Gardening as a community

One of my favorite things about Master Gardeners is that I’m now part of a gardening community that stretches across the county.  Through this network, I recently read about a sale of a native plant in a San Diego wholesale nursery.  A large-scale landscaping project recently fell through for them, and the nursery ended up with 1,000 California fuschia which they are selling for cheap to the public.  I decided to pick up a few for my house, a couple more for the elementary school garden, and yet a few more for the garden at the junior high.  I put the word out, and one neighbor asked me to pick up 7..another asked for 10….one more asked for 3…..  And so today Elliot and I happily loaded up the van with 35 epilobium canum.

It’s a cool plant because 1) it’s a California native that requires minimal water once established,  2) it’s good for hillsides which are features at both my house and the school garden, and 3)  its beautiful orange flowers attract hummingbirds.  I had fun driving around my town tonight, making my plant deliveries, chatting with friends in the dwindling light of a perfect summer evening, and savoring this sweet example of gardening in community.

8 thoughts on “Gardening as a community

  1. I love the fuschias–every once in awhile I encounter one while out walking.

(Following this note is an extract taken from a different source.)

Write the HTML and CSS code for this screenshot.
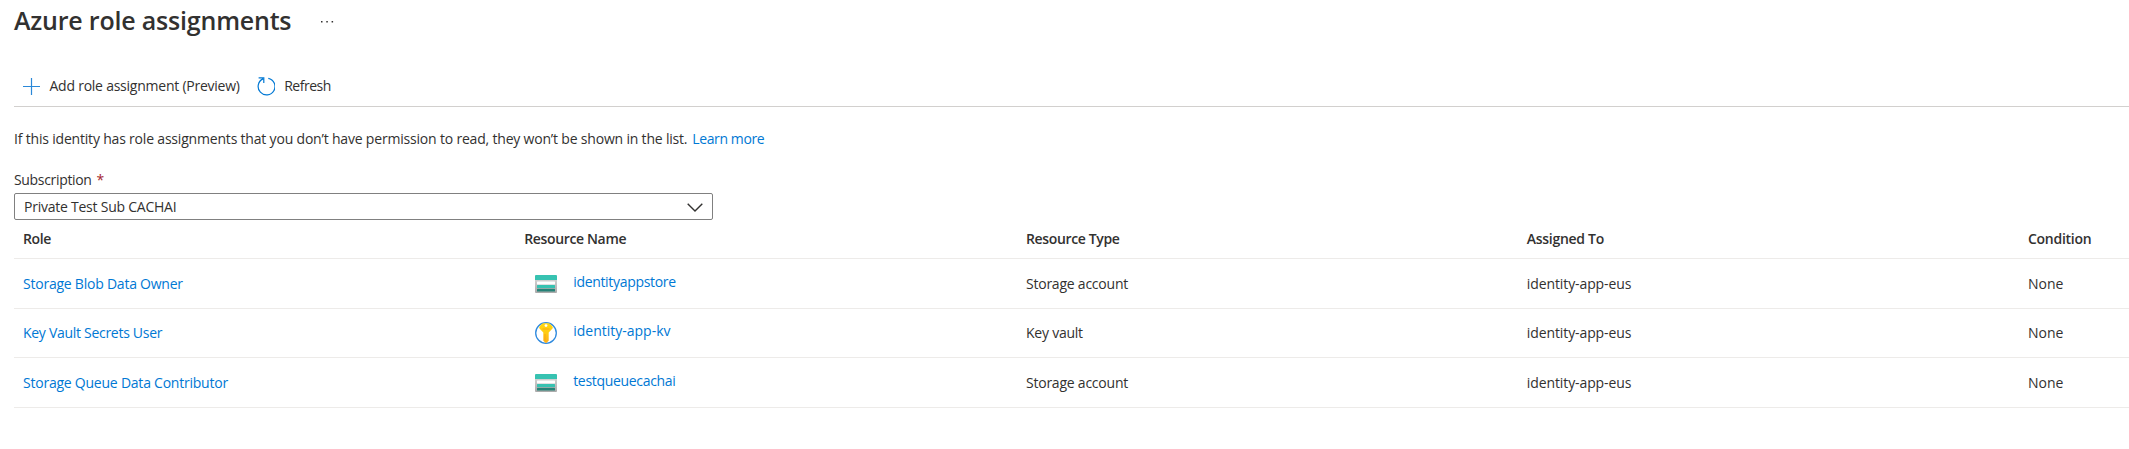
FILE: index.html
```html
<!DOCTYPE html>
<html lang="en">
<head>
<meta charset="utf-8">
<title>Azure role assignments</title>
<link rel="stylesheet" href="styles.css">
</head>
<body>
<svg class="defs" width="0" height="0" aria-hidden="true">
  <defs>
    <linearGradient id="steel" x1="0" y1="1" x2="0" y2="0"><stop offset="0" stop-color="#aaaaaa"/><stop offset="1" stop-color="#d4d4d4"/></linearGradient>
    <linearGradient id="gold" x1="0" y1="0" x2="0" y2="1"><stop offset="0" stop-color="#ffd70f"/><stop offset=".5" stop-color="#ffcb12"/><stop offset="1" stop-color="#feac19"/></linearGradient>
    <symbol id="storage" viewBox="0 0 22 18">
      <path d="M0 4h22v13a1 1 0 0 1-1 1H1a1 1 0 0 1-1-1z" fill="url(#steel)"/>
      <path d="M1 0h20a1 1 0 0 1 1 1v4H0V1a1 1 0 0 1 1-1z" fill="#37c2b1"/>
      <rect x="2" y="6.500" width="18" height="3" rx=".5" fill="#fff"/>
      <rect x="2" y="10" width="18" height="3" rx=".5" fill="#37c2b1"/>
      <rect x="2" y="13.700" width="18" height="2.800" rx=".5" fill="#258277"/>
    </symbol>
    <symbol id="vault" viewBox="0 0 22 22">
      <circle cx="11" cy="11" r="10.300" fill="#fff" stroke="#2f8ade" stroke-width="1.300"/>
      <path d="M8.300 1.200h5.400c.5 0 .9.200 1.200.5l2.400 2.500c.6.600.6 1.900 0 2.500l-3.600 3.800v8.200L11 21.300l-2.700-2.600v-8.200L4.700 6.700c-.6-.6-.6-1.900 0-2.500l2.400-2.500c.3-.3.700-.5 1.200-.5z" fill="url(#gold)"/>
      <circle cx="11" cy="3.600" r="1.400" fill="#fff"/>
      <path d="M7.500 7h7M10 12v6.500" stroke="#f8a514" stroke-width=".9" fill="none"/>
    </symbol>
  </defs>
</svg>
<main class="blade">
  <header class="title-bar">
    <h1 class="title">Azure role assignments</h1>
    <svg class="more" width="13" height="2" viewBox="0 0 13 2"><path d="M0 0h1.500v1.500H0zM5.300 0h1.500v1.500H5.300zM10.600 0h1.500v1.500h-1.500z" fill="#323130"/></svg>
  </header>
  <nav class="toolbar">
    <a class="command"><svg class="add-icon" width="17" height="17" viewBox="0 0 17 17"><path d="M8.500 0v17M0 8.500h17" stroke="#2b88d8" stroke-width="1.200"/></svg><span class="add-label">Add role assignment (Preview)</span></a>
    <a class="command"><svg class="refresh-icon" width="18" height="19" viewBox="0 0 18 19"><path d="M11.300 1.300A8.400 8.400 0 1 1 6 1.900M1.600.9h5.200v5.200" fill="none" stroke="#0078d4" stroke-width="1.200"/></svg><span class="refresh-label">Refresh</span></a>
  </nav>
  <p class="info"><span class="info-text">If this identity has role assignments that you don’t have permission to read, they won’t be shown in the list.</span><a class="link learn">Learn more</a></p>
  <label class="field-label"><span class="label-text">Subscription</span><span class="required">*</span></label>
  <div class="select"><span class="select-text">Private Test Sub CACHAI</span><svg width="16" height="9" viewBox="0 0 16 9"><path d="M.7.700 8 8 15.300.7" fill="none" stroke="#323130" stroke-width="1.400"/></svg></div>
  <section class="table">
    <div class="row head"><span class="h-role">Role</span><span class="h-name">Resource Name</span><span class="h-type">Resource Type</span><span class="h-to">Assigned To</span><span class="h-cond">Condition</span></div>
    <div class="row"><a class="link r1">Storage Blob Data Owner</a><span class="resource"><svg width="22" height="18"><use href="#storage"/></svg><a class="link n1">identityappstore</a></span><span class="t1">Storage account</span><span class="to">identity-app-eus</span><span class="none">None</span></div>
    <div class="row short"><a class="link r2">Key Vault Secrets User</a><span class="resource"><svg width="22" height="22"><use href="#vault"/></svg><a class="link n2">identity-app-kv</a></span><span class="t2">Key vault</span><span class="to">identity-app-eus</span><span class="none">None</span></div>
    <div class="row"><a class="link r3">Storage Queue Data Contributor</a><span class="resource"><svg width="22" height="18"><use href="#storage"/></svg><a class="link n3">testqueuecachai</a></span><span class="t1">Storage account</span><span class="to">identity-app-eus</span><span class="none">None</span></div>
  </section>
</main>
</body>
</html>
```
FILE: styles.css
```css
* { box-sizing: border-box; }
body { margin: 0; background: #fff; color: #323130; font: 14px/20px "Open Sans", "Noto Sans", sans-serif; overflow: hidden; }
.defs { display: block; }
.blade { padding-left: 14px; height: 449px; white-space: nowrap; }
.link { color: #0078d4; }
.title-bar { display: flex; align-items: center; height: 44px; gap: 30px; }
.title { margin: 0 0 3px; font-size: 25px; line-height: 41px; font-weight: 600; letter-spacing: -.2px; }
.toolbar { display: flex; align-items: center; height: 63px; padding: 22px 0 0 9px; gap: 17px; border-bottom: 1px solid #d2d0ce; }
.command { display: flex; align-items: center; gap: 9.500px; }
.add-label { letter-spacing: -.24px; }
.refresh-label { letter-spacing: -.5px; }
.info { display: flex; gap: 5px; margin: 0; padding-top: 22px; height: 63px; }
.info-text { letter-spacing: -.19px; }
.learn { letter-spacing: -.4px; }
.field-label { display: flex; height: 23px; gap: 5px; }
.label-text { letter-spacing: -.33px; }
.required { color: #a4262c; }
.select { display: flex; align-items: center; justify-content: space-between; width: 699px; height: 27px; padding: 1px 9px 0; border: 1px solid #808080; border-radius: 2px; }
.select-text { letter-spacing: -.24px; }
.row { display: grid; grid-template-columns: 501.200px 501.800px 500.800px 501.200px auto; align-items: center; height: 50px; padding: 1px 0 0 9px; border-bottom: 1px solid #edebe9; }
.short { height: 49px; padding-top: 0; }
.head { height: 39px; padding-top: 0; font-weight: 600; }
.h-role { letter-spacing: -.4px; }
.h-name, .h-type { letter-spacing: -.35px; }
.h-to, .h-cond { letter-spacing: -.28px; }
.r1, .r3, .t1, .t2 { letter-spacing: -.23px; }
.r2 { letter-spacing: -.29px; }
.n1, .n3 { letter-spacing: -.32px; }
.to { letter-spacing: -.1px; }
.resource { display: flex; align-items: center; gap: 16px; padding-left: 11px; }
.resource svg { margin-bottom: 1px; }
.resource .link { margin-bottom: 4px; }
```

This might be a good addition to the church’s gardens, too!


    • Next time I get a good lead on a cheap plant (these opportunities happen more regularly now through the Master Gardener network) I’ll try to remember to check in with you to see if the church wants one..or two…

  2. I think I have this. If this is the same plant BEWARE! Highly invasive through a rambling root system. Stop by some time, Tricia, and compare….

    • Hey gardening neighbor. Thanks for the feedback, and for reading the blog in the first place. 🙂 Your response prompted me to do some reading because I always though that by definition an invasive was an aggressive “exotic” plant that threatened natives. Then I looked it up and read that “some species” (didn’t say which) of epilobium could be invasive, so don’t plant them in a formal garden where you fear they could overtake over plants. So I think for my purposes, they’ll be ok—I am hoping they will spread quickly to the bare hillsides I have in mind! What has your experience been?